Ruimy is a contributor to the UK's Psychologies Magazine, for which she has conducted a series of interviews, including with Eva Longoria. She is also part of their expert LifeLab series. Ruimy is a regular contributor to The Huffington Post and Harper’s Bazaars online Arts Channel.

== Early life and family ==
Ruimy was born in Casablanca, Morocco. Her family moved to Paris when she was seven. She earned an MBA at the Grand École ESSEC in Paris. During her studies, she learned flamenco dance with Adrian y Blanca from Seville.

She mostly lives in London, and frequently travels to Paris, Morocco, Los Angeles and Arizona.

== Music and dance ==
Ruimy became a professional flamenco dancer at the age of 35. She has produced dance shows called Flamen'ka at Casino de Paris, Flamen’ka Nueva at Folies Bergeres, Cabaret Flamen'ka at La Cigale, Sangre (directed and choreographed by Redha Benterifour; opened at the Riverside Studios),), Zik’r (co-produced and co-written by Martin Glover; performed at the World Sufi Spirit Festival in Jodphur, India), ZIK'r (also created with Martin Glover; performed at Sufi Sutra Festival in India), the Marrakech Biennale, Sadler's Wells Lilian Baylis, Union Chapel, La Linea Festival at The Peacock Theatre, and When Jazz Meets Flamenco in Sadler’s Wells, London.

Ruimy has released the following albums: Essence de Femme, and Come With Me, which were recorded at Peter Gabriel’s Real World Studios with Justin Adams. The album was co-written with Adams and produced by Martin Glover. A version of "Shake it Up" featured on the Telegraph Live Music Sessions. In 2021, she released Black Coffee, a trajectory into jazz territory featuring six tracks sung in English and French, with legendary producer and Grammy awards winner Phil Ramone and Martin Glover and producer-musician Tim Bran.

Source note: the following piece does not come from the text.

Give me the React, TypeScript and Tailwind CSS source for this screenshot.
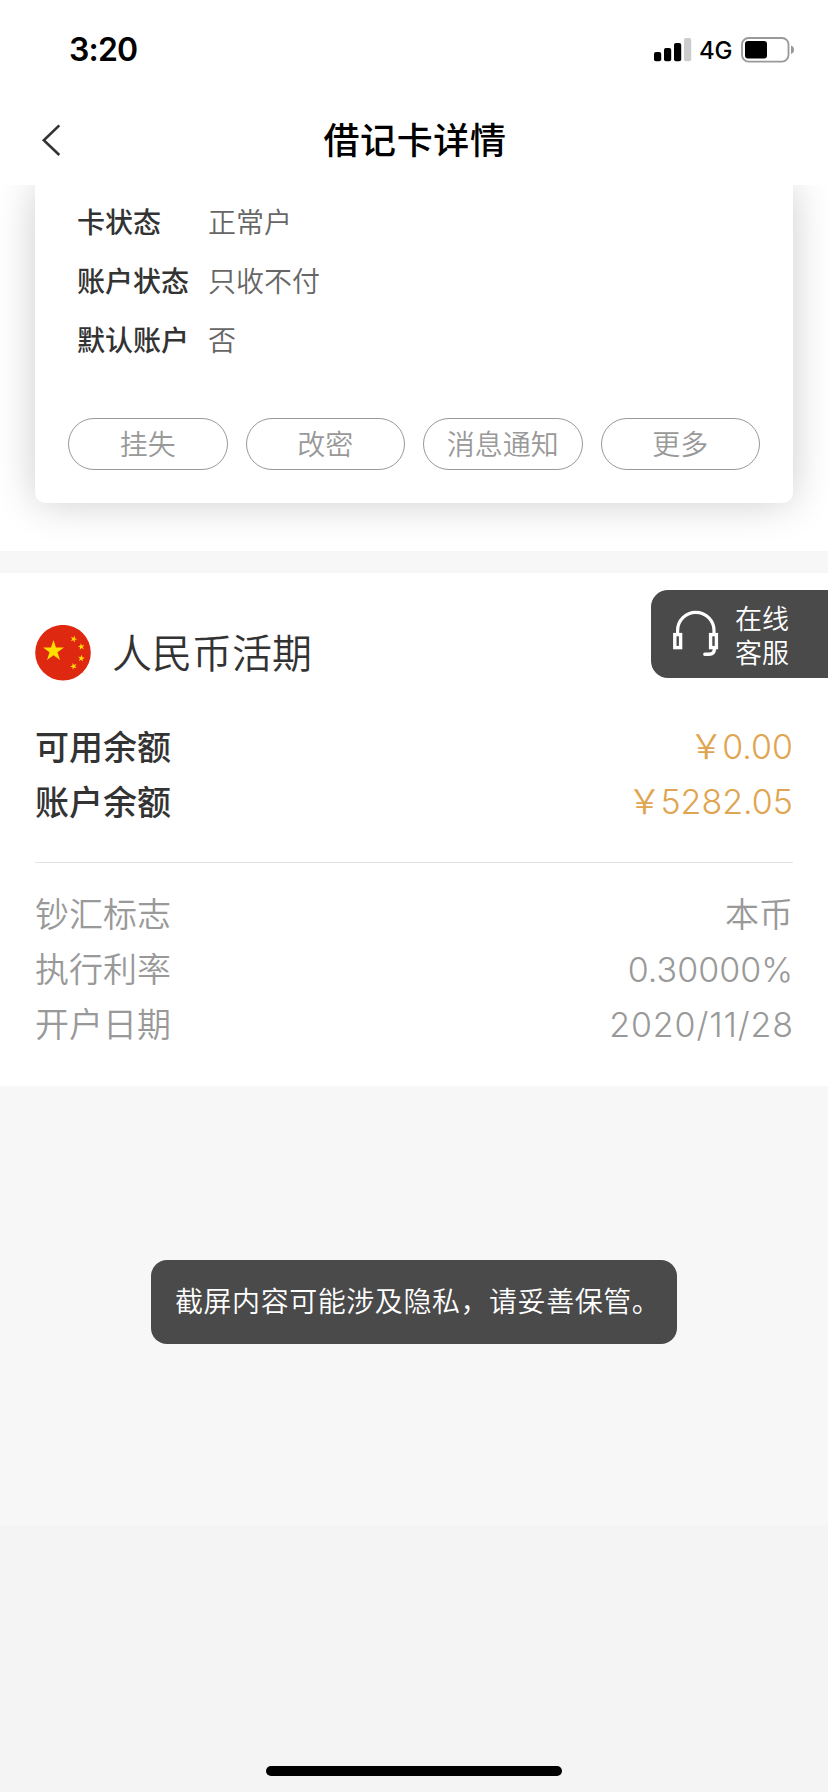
const details = [
  { label: "卡状态", value: "正常户" },
  { label: "账户状态", value: "只收不付" },
  { label: "默认账户", value: "否" },
];

const actions = ["挂失", "改密", "消息通知", "更多"];

const balances = [
  { label: "可用余额", value: "0.00" },
  { label: "账户余额", value: "5282.05" },
];

const facts = [
  { label: "钞汇标志", value: "本币", spacing: "" },
  { label: "执行利率", value: "0.30000%", spacing: "" },
  { label: "开户日期", value: "2020/11/28", spacing: "tracking-[0.9px] -mr-[1px]" },
];

function StatusBar() {
  return (
    <div className="flex h-[88px] items-center justify-between pt-3 pr-[33px] pl-[69px]">
      <span className="text-[32px] leading-none font-semibold tracking-[-0.8px] text-black">3:20</span>
      <div className="flex items-center">
        <svg width="38" height="24" viewBox="0 0 38 24">
          <rect x="0" y="14" width="7.2" height="9.2" rx="2" fill="#000" />
          <rect x="10" y="10" width="7.2" height="13.2" rx="2" fill="#000" />
          <rect x="20" y="5" width="7.2" height="18.2" rx="2" fill="#000" />
          <rect x="30" y="0" width="7.2" height="23.2" rx="2" fill="#ccc" />
        </svg>
        <span className="mt-[2px] mr-[8px] ml-[7px] w-[34px] text-[24px] leading-none font-[450] tracking-[-0.3px] text-black">4G</span>
        <svg width="54" height="26" viewBox="0 0 54 26">
          <rect x="1" y="1" width="46.5" height="23.6" rx="6.5" fill="none" stroke="#999" strokeWidth="1.8" />
          <rect x="4" y="4" width="22" height="17.4" rx="3" fill="#000" />
          <path d="M50 8.600c2 .6 3 2.200 3 4.200s-1 3.600-3 4.200z" fill="#999" />
        </svg>
      </div>
    </div>
  );
}

function Header() {
  return (
    <div className="grid h-[97px] grid-cols-[160px_1fr_160px] items-center">
      <svg className="mt-[7px] ml-[41px]" width="22" height="34" viewBox="0 0 22 34">
        <path d="M18.300 2.400L2.800 17.200L18.300 32" fill="none" stroke="#333" strokeWidth="2.600" />
      </svg>
      <h1 className="mt-[8px] pl-[2px] text-center text-[36px] leading-[44px] font-medium tracking-[0.6px] text-black">借记卡详情</h1>
    </div>
  );
}

function Flag() {
  const star = "M0-1L.2245-.309L.951-.309L.3633.118L.5878.809L0 .382L-.5878.809L-.3633.118L-.951-.309L-.2245-.309Z";
  return (
    <svg width="56" height="56" viewBox="0 0 56 56">
      <circle cx="28" cy="27.700" r="27.800" fill="#df2810" />
      <g fill="#ffde00">
        <path d={star} transform="translate(18.500 26) scale(11)" />
        <path d={star} transform="translate(38.700 14) rotate(20) scale(3.600)" />
        <path d={star} transform="translate(46.300 21.700) rotate(-10) scale(3.600)" />
        <path d={star} transform="translate(46.300 33.300) rotate(8) scale(3.600)" />
        <path d={star} transform="translate(38.700 41.300) rotate(-20) scale(3.600)" />
      </g>
    </svg>
  );
}

function Headset() {
  return (
    <svg width="46" height="48" viewBox="0 0 46 48" fill="none" stroke="#fff">
      <path d="M4.600 24V20.500a18.200 18.200 0 0 1 36.400 0V24" strokeWidth="3.200" />
      <rect x="1.800" y="24.600" width="5.800" height="13" strokeWidth="3.400" />
      <rect x="37.600" y="24.600" width="5.800" height="13" strokeWidth="3.400" />
      <path d="M41.400 38v1c0 3.600-2 5.200-5.400 5.200h-4.200" strokeWidth="3.400" strokeLinecap="round" />
    </svg>
  );
}

export default function App() {
  return (
    <div className="relative flex h-[1792px] w-[828px] flex-col overflow-hidden bg-[#f7f7f7] font-['Inter','Noto_Sans_CJK_SC',sans-serif]">
      <header className="bg-white">
        <StatusBar />
        <Header />
      </header>

      <section className="h-[366px] shrink-0 overflow-hidden bg-white px-[35px]">
        <div className="flex h-[318px] flex-col rounded-b-[10px] bg-white px-[33px] pt-[9px] shadow-[0_0_40px_rgba(0,0,0,0.2)]">
          <dl className="flex flex-col pl-[9px] text-[28px] leading-[59px]">
            {details.map((d) => (
              <div key={d.label} className="flex">
                <dt className="w-[131px] font-medium text-[#333]">{d.label}</dt>
                <dd className="font-[350] text-[#666]">{d.value}</dd>
              </div>
            ))}
          </dl>
          <div className="mt-[47px] grid grid-cols-4 gap-[18px]">
            {actions.map((a) => (
              <button
                key={a}
                className="h-[52px] rounded-full border border-[#999] pt-[2px] text-[28px] leading-[48px] font-[350] text-[#999]"
              >
                {a}
              </button>
            ))}
          </div>
        </div>
      </section>

      <section className="mt-[22px] h-[513px] shrink-0 bg-white px-[35px] pt-[52px]">
        <div className="flex h-[56px] items-center gap-[21px]">
          <Flag />
          <h2 className="mt-[2px] text-[40px] leading-[56px] font-[350] text-[#333]">人民币活期</h2>
        </div>
        <dl className="mt-[39px] text-[34px] leading-[55px]">
          {balances.map((b) => (
            <div key={b.label} className="flex justify-between">
              <dt className="font-medium text-[#333]">{b.label}</dt>
              <dd className="-mt-px flex font-light text-[#e0a550]">
                <span className="-mr-px font-[350]">￥</span>
                <span>{b.value}</span>
              </dd>
            </div>
          ))}
        </dl>
        <hr className="mt-[32px] border-t border-[#e2e2e2]" />
        <dl className="mt-[24px] text-[34px] leading-[55px] font-[350] text-[#999]">
          {facts.map((f) => (
            <div key={f.label} className="flex justify-between">
              <dt>{f.label}</dt>
              <dd className={f.spacing}>{f.value}</dd>
            </div>
          ))}
        </dl>
      </section>

      <div className="mt-[440px] flex flex-1 items-end justify-center bg-[#f4f4f4] pb-4">
        <div className="h-[10px] w-[296px] rounded-full bg-black" />
      </div>

      <aside className="absolute top-[590px] right-0 flex h-[88px] w-[177px] items-center rounded-l-[17px] bg-[#4a4a4a] pl-[22px]">
        <Headset />
        <p className="mt-[5px] ml-[16px] w-[56px] text-[27px] leading-[34px] font-[350] text-white">
          在线
          <br />
          客服
        </p>
      </aside>

      <div className="absolute top-[1260px] left-[151px] flex h-[84px] w-[526px] items-center rounded-[16px] bg-[#4a4a4a] pl-[24px] text-[28px] leading-[84px] font-[350] tracking-[0.55px] whitespace-nowrap text-white">
        截屏内容可能涉及隐私，请妥善保管。
      </div>
    </div>
  );
}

In 2022, Ruimy co-created and performed House of Flamenka with dance director Arlene Phillips, and choreographers James Cousins and Francisco Hidalgo. The show was a mixture of modern dance and flamenco with a multi-level performance space designed by Jasmine Swan. The concept behind the show is set in a fantasy world of a Goddess of Music and Dance who adores collecting beautiful objects – depicted by the 22 dancers and musicians. It delivered elements of traditional flamenco with opulent boudoir and individual artistry. The final section of the show channeled celebration in a Flamenco fiesta.

== Activism ==
In 2015 Ruimy signed an open letter by the ONE Campaign to Angela Merkel and Nkosazana Dlamini-Zuma, urging them to focus on women as they serve as the head of the G7 in Germany and the AU in South Africa respectively, which will start to set the priorities in development funding before a main UN summit in September 2015 that will establish new development goals for the generation.

== Founder of Kalmar ==
Founded by Ruimy in 2016, Kalmar is a London-based wellness brand built on the values of wellbeing and self-care.

== Works ==
- The Angel’s Metamorphosis (France, 2000, ISBN 9782844451149 and in UK, 2010, IBN 070437188X )
- The Voice of the Angel, IBN 070437286X (2012)
- Deep Healing of the Inner Child: Virtual Webinar and Activation (2021)
- Healing of the Inner Child Workshop at Mind Body Spirit Festival London (2022)
- Flamen'ka at Casino de Paris
- Flamen’ka Nueva at Folies Bergeres Cabaret
- Flamen'ka at La Cigale, Sangre
- Zik’r at World Sufi Spirit Festival in Jodphur, India
- ZIK'rat Sufi Sutra Festival in India, the Marrakech Biennale, Sadler's Wells Lilian Baylis, Union Chapel
- La Linea Festival at The Peacock Theatre
- When Jazz Meets Flamenco in Sadler’s Wells, London
- Essence de Femme
- Come With Me
- "Shake it Up" on Telegraph Live Music Sessions.